I believe a key element with talent is that it is never finalised – you can never be the best you can be … there is always room to be better. And in this way talent becomes a journey and not a destination.

Our Niche … to help us stand out

To become niched we need to almost live and breathe our position of purpose. But we also need to reach out and begin a relationship with our market. For to be niched is not just about getting good at what we are good at … it also needs to be relevant to a particular audience (market). I can be as niched as I like but if I do this in isolation of a market who would value my niche I might just as well yield to those temptations of sitting down on the couch.

We can develop relevance by getting involved in the community in which we want to stand out – get to know their needs, pain points, challenges, desires. We can serve this community and through this find out more. If the opportunity is there, we might even hire staff hire from that community – get to know their voices and what matters through conversation.

It is often not as hard as you might think to remain relevant whilst becoming niched in that we can almost always find a link.
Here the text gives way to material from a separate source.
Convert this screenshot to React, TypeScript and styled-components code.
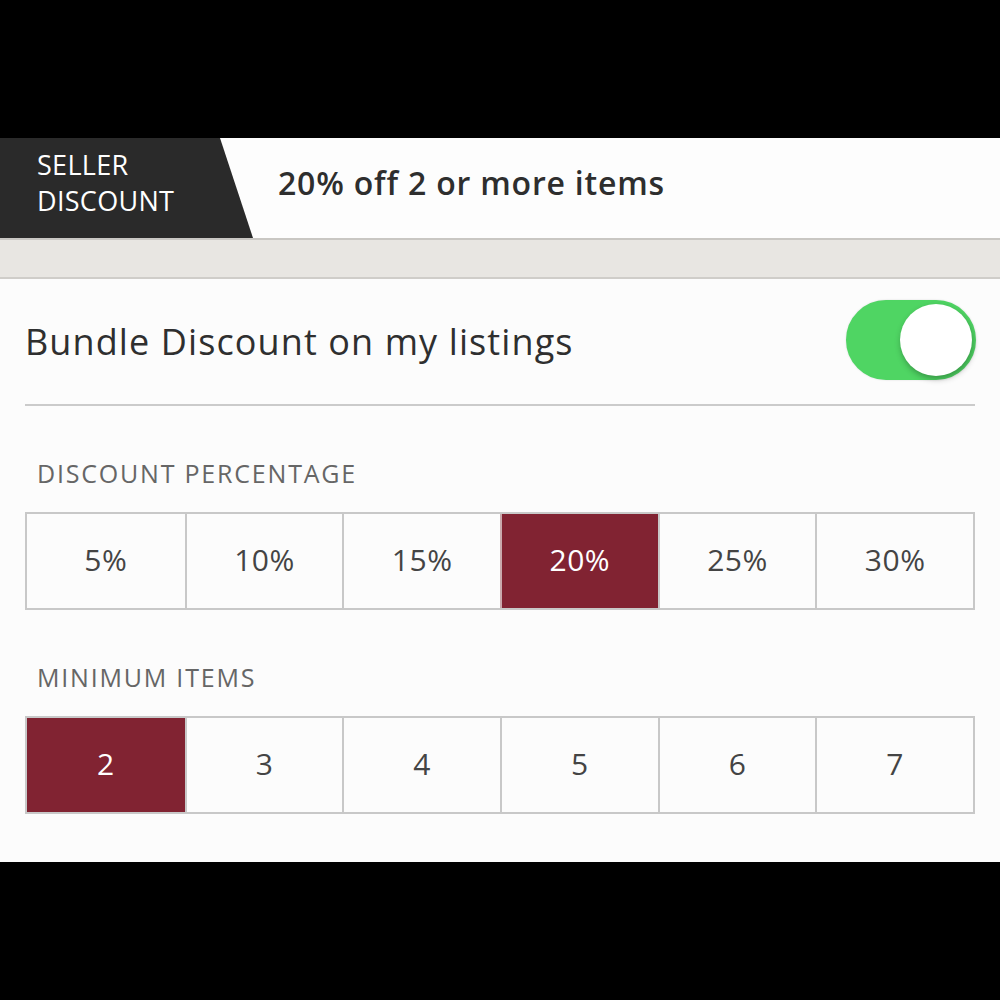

As Leonardo da Vinci once said ‘everything in the universe connects to everything else’. Or in the words of the naturalist John Muir ‘when you pick up a strand of the universe you will find all the other strands connected to it’. Find your niche and in the process find the strands that will link it to market.


The final message I’d like to share is that if you can get to the point where you feel satisfied within yourself that you have indeed managed to stand out … in whichever way you aspired to … then it’s damn kewl. And as I’ve been mentioning throughout this post it is also good for the rest of us and helps to enrich our world.